10 worst excuses for excluding women from boards

'It's shocking that some businesses think these pitiful and patronising excuses are acceptable reasons to keep women from the top jobs'

10 worst excuses for excluding women from boards

Diversity in the workplace is essential, as gender equality should now be part and parcel of HR’s strategic plan.

However, a recent report from Hampton-Alexander Review released by the Department for Business Energy and Industrial Strategy (BEIS), backed by the UK government, revealed the top 10 most shocking reasons given for not appointing women to FTSE company boards.

The release marks the halfway point of the Hampton-Alexander Review, which aims to increase the number of women in senior positions in FTSE 350 companies. However, the report also uncovered some serious diversity breaches.

“It’s shocking that some businesses think these pitiful and patronizing excuses are acceptable reasons to keep women from the top jobs,” said Andrew Griffiths, business minister.

“Our most successful companies are those that champion diversity.”

The top ten excuses given for not promoting female professionals were:

1. ‘I don’t think women fit comfortably into the board environment’

2. ‘There aren’t that many women with the right credentials and depth of experience to sit on the board – the issues covered are extremely complex’

3. ‘Most women don’t want the hassle or pressure of sitting on a board’

4. ‘Shareholders just aren’t interested in the make-up of the board, so why should we be?’

5. ‘My other board colleagues wouldn’t want to appoint a woman on our board’

6. ‘All the ‘good’ women have already been snapped up’

7. ‘We have one woman already on the board, so we are done – it is someone else’s turn’

8. ‘There aren’t any vacancies at the moment – if there were I would think about appointing a woman'

9. ‘We need to build the pipeline from the bottom - there just aren’t enough senior women in this sector’
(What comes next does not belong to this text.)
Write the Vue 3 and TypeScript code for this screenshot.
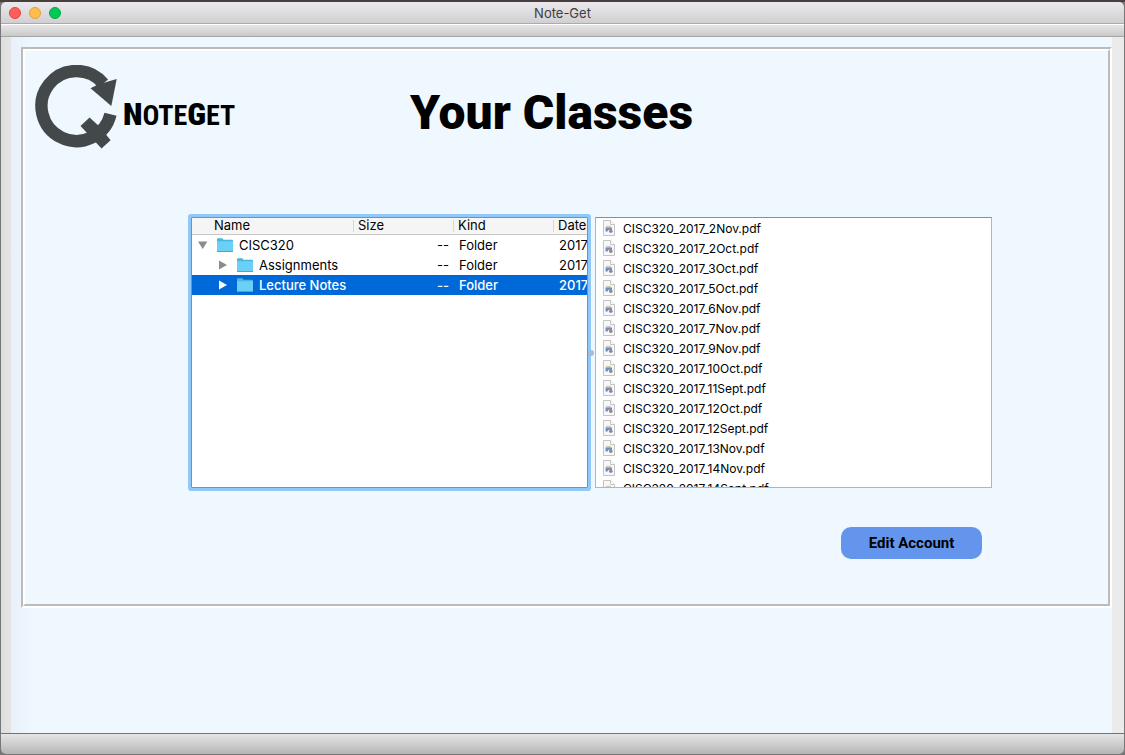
<script setup lang="ts">
import { ref } from 'vue'

interface Folder {
  name: string
  level: number
  open: boolean
  date: string
}

const folders = ref<Folder[]>([
  { name: 'CISC320', level: 0, open: true, date: '2017' },
  { name: 'Assignments', level: 1, open: false, date: '2017' },
  { name: 'Lecture Notes', level: 1, open: false, date: '2017' },
])
const selected = ref('Lecture Notes')

const days = [
  '2Nov', '2Oct', '3Oct', '5Oct', '6Nov', '7Nov', '9Nov', '10Oct',
  '11Sept', '12Oct', '12Sept', '13Nov', '14Nov', '14Sept',
]
const files = days.map((day) => `CISC320_2017_${day}.pdf`)
</script>

<template>
  <div class="window">
    <header class="titlebar">
      <div class="lights">
        <button class="light close" type="button" aria-label="Close"></button>
        <button class="light minimize" type="button" aria-label="Minimize"></button>
        <button class="light zoom" type="button" aria-label="Zoom"></button>
      </div>
      <span class="title">Note-Get</span>
    </header>
    <div class="toolbar"></div>

    <div class="body">
      <main class="page">
        <section class="frame">
          <div class="frame-inner">
            <div class="top">
              <div class="logo">
                <svg class="mark" width="83" height="85" viewBox="0 0 83 85" aria-hidden="true">
                  <path d="M 68.3 18.5 A 35 35 0 1 0 75.5 49.2" fill="none" stroke="#43484a" stroke-width="12.4" />
                  <path d="M 55.5 23.2 L 62 20 L 74 16.3 L 81.7 14 L 76.3 41 Z" fill="#43484a" />
                  <path d="M 45.5 61 L 54.5 52.5 L 65 62 L 75.6 75.3 L 66.5 83.6 Z" fill="#43484a" />
                </svg>
                <span class="wordmark"><b>N</b>OTE<b>G</b>ET</span>
              </div>
              <h1>Your Classes</h1>
            </div>

            <div class="panes">
              <div class="tree">
                <table>
                  <colgroup>
                    <col class="c-name" />
                    <col class="c-size" />
                    <col class="c-kind" />
                    <col />
                  </colgroup>
                  <thead>
                    <tr>
                      <th scope="col">Name</th>
                      <th scope="col">Size</th>
                      <th scope="col">Kind</th>
                      <th scope="col">Date</th>
                    </tr>
                  </thead>
                  <tbody>
                    <tr
                      v-for="f in folders"
                      :key="f.name"
                      :class="{ selected: f.name === selected }"
                      @click="selected = f.name"
                    >
                      <td>
                        <div class="entry" :class="{ nested: f.level > 0 }">
                          <button
                            class="twist"
                            type="button"
                            :aria-label="'Toggle ' + f.name"
                            :aria-expanded="f.open"
                          >
                            <svg width="10" height="10" viewBox="0 0 10 10">
                              <path :d="f.open ? 'M0 1.5H9.4L4.7 9Z' : 'M1 0.5V9.5L9 5Z'" fill="currentColor" />
                            </svg>
                          </button>
                          <svg width="16" height="14" viewBox="0 0 16 14" aria-hidden="true">
                            <path d="M0 1.2Q0 .3 .9 .3H5.2L6.6 1.8H15.1Q16 1.8 16 2.7V13.5H0Z" fill="#45b7e0" />
                            <path d="M0 3.2H16V13H0Z" fill="#6bcff6" />
                            <path d="M0 13H16V14H0Z" fill="#43a9d3" />
                          </svg>
                          <span>{{ f.name }}</span>
                        </div>
                      </td>
                      <td class="size">--</td>
                      <td>Folder</td>
                      <td>{{ f.date }}</td>
                    </tr>
                  </tbody>
                </table>
              </div>

              <span class="grip"></span>

              <ul class="files">
                <li v-for="file in files" :key="file">
                  <svg width="12" height="16" viewBox="0 0 12 16" aria-hidden="true">
                    <path d="M.5 .5H7.5L11.5 4.5V15.5H.5Z" fill="#f8f8f8" stroke="#c4c4c4" />
                    <path d="M7.5 .5V4.5H11.5" fill="#fff" stroke="#c4c4c4" />
                    <path d="M3 5.8H8V7.8H3Z" fill="#dccab2" />
                    <path d="M2.5 7.5H9V10H7L6 9.4L4.5 11.5H2.5Z" fill="#6d8fc8" />
                    <circle cx="7.8" cy="11.2" r="1.8" fill="#8f8a8a" />
                  </svg>
                  <span>{{ file }}</span>
                </li>
              </ul>
            </div>

            <div class="actions">
              <button class="edit" type="button">Edit Account</button>
            </div>
          </div>
        </section>
      </main>
    </div>

    <footer class="bottombar"></footer>
  </div>
</template>

<style>
body {
  background: #777;
}
</style>

<style scoped>
* {
  box-sizing: border-box;
}

.window {
  display: flex;
  flex-direction: column;
  min-height: 100vh;
  padding: 0 1px 1px;
  border-top: 2px solid #4a3f3f;
  background: #777;
  color: #000;
  font-family: Inter, "Liberation Sans", sans-serif;
  font-size: 13px;
}

.titlebar {
  display: grid;
  grid-template-columns: 1fr auto 1fr;
  align-items: center;
  height: 22px;
  border-bottom: 1px solid #acaaac;
  border-radius: 5px 5px 0 0;
  background: linear-gradient(#ebe9eb, #d1cfd1);
}

.lights {
  display: flex;
  gap: 8px;
  padding-left: 8px;
}

.light {
  width: 12px;
  height: 12px;
  padding: 0;
  border: 1px solid;
  border-radius: 50%;
}

.close {
  border-color: #e2443f;
  background: #ff5f5c;
}

.minimize {
  border-color: #dfa03c;
  background: #ffbd4c;
}

.zoom {
  border-color: #00ab46;
  background: #00ca56;
}

.title {
  color: #3e3c3e;
}

.toolbar {
  height: 13px;
  border-top: 1px solid #fff;
  border-bottom: 1px solid #a6a6a6;
  background: linear-gradient(#e6e6e6, #c9c9c9);
}

.body {
  display: flex;
  flex: 1;
  padding: 0 12px 0 10px;
  background: linear-gradient(90deg, #dedede, #ebebeb 20px);
}

.page {
  flex: 1;
  padding: 10px 0 0 10px;
  background: linear-gradient(90deg, #e8f1f9, #eff7ff 24px);
}

.frame {
  border: 2px solid;
  border-color: #bbb #fff #fff #bbb;
}

.frame-inner {
  padding: 14px 0 45px;
  border: 2px solid;
  border-color: #fff #bbb #bbb #fff;
  background: #eff7ff;
}

.top {
  display: flex;
  align-items: flex-start;
  padding: 0 238px 0 10px;
}

.logo {
  display: flex;
  flex: none;
  gap: 5px;
  width: 198px;
}

.mark {
  flex: none;
}

.wordmark {
  padding-top: 19px;
  font-family: "Roboto Condensed", "Open Sans Condensed", "DejaVu Sans Condensed", sans-serif;
  font-size: 28px;
  font-weight: 700;
  line-height: 60px;
  white-space: nowrap;
}

.wordmark b {
  font-size: 32px;
}

h1 {
  flex: 1;
  margin: 0;
  padding-top: 18px;
  font-family: Roboto, sans-serif;
  font-size: 48px;
  font-weight: 900;
  line-height: 60px;
  text-align: center;
  white-space: nowrap;
}

.panes {
  position: relative;
  display: grid;
  grid-template-columns: 1fr 1fr;
  gap: 7px;
  height: 271px;
  margin-top: 67px;
  padding: 0 116px 0 166px;
}

.tree {
  min-width: 0;
  overflow: hidden;
  border: 1px solid #5d97cf;
  border-radius: 1px;
  background: #fff;
  box-shadow: 0 0 0 3px #8fc8f9;
}

table {
  width: 100%;
  table-layout: fixed;
  border-collapse: separate;
  border-spacing: 0;
}

.c-name {
  width: 161px;
}

.c-size,
.c-kind {
  width: 100px;
}

th {
  height: 17px;
  padding: 0 0 1px 5px;
  border-bottom: 1px solid #c8c8c8;
  background: linear-gradient(#d8d8d8, #d8d8d8) 0 2px / 1px 12px no-repeat #f5f5f5;
  font-weight: 400;
  line-height: 15px;
  text-align: left;
}

th:first-child {
  padding-left: 22px;
  background: #f5f5f5;
}

td {
  height: 20px;
  padding: 0 0 0 6px;
  overflow: hidden;
  line-height: 20px;
  white-space: nowrap;
}

td:first-child {
  padding: 0;
}

.size {
  padding: 0 4px 0 0;
  text-align: right;
}

.entry {
  display: flex;
  align-items: center;
  gap: 6px;
  padding-left: 6px;
}

.nested {
  padding-left: 26px;
}

.twist {
  display: flex;
  width: 13px;
  padding: 0;
  border: 0;
  background: none;
  color: #8c8c8c;
}

.selected {
  background: #0069d9;
  color: #fff;
  font-weight: 500;
}

.selected .twist {
  color: #fff;
}

.grip {
  position: absolute;
  top: 133px;
  left: calc(50% + 21px);
  width: 6px;
  height: 6px;
  border-radius: 50%;
  background: #a5bcd4;
}

.files {
  min-width: 0;
  margin: 0;
  padding: 0 0 0 7px;
  overflow: hidden;
  border: 1px solid #b4b4b4;
  border-top-color: #8e8e8e;
  background: #fff;
  font-size: 12px;
  list-style: none;
}

li {
  display: flex;
  align-items: center;
  gap: 8px;
  height: 20px;
}

.actions {
  display: flex;
  justify-content: flex-end;
  padding: 39px 126px 0 0;
}

.edit {
  width: 141px;
  height: 32px;
  padding: 0;
  border: 0;
  border-radius: 10px;
  background: #6495ed;
  color: #000;
  font-family: Roboto, sans-serif;
  font-size: 15px;
  font-weight: 700;
}

.bottombar {
  height: 21px;
  border-top: 1px solid #737373;
  border-radius: 0 0 5px 5px;
  background: linear-gradient(#e6e6e6, #b5b5b5);
}
</style>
10. ‘I can’t just appoint a woman because I want to’

Chair of the Hampton-Alexander Review, Dir Philip Hampton, added: “Around a third of FTSE 350 companies still have very few women either on their boards or in senior leadership roles. We used to hear these excuses regularly a few years ago, thankfully much less so now.

“However, leaders expressing warm words of support but actually doing very little to appoint women into top jobs – or quietly blocking progress – are really not much better.”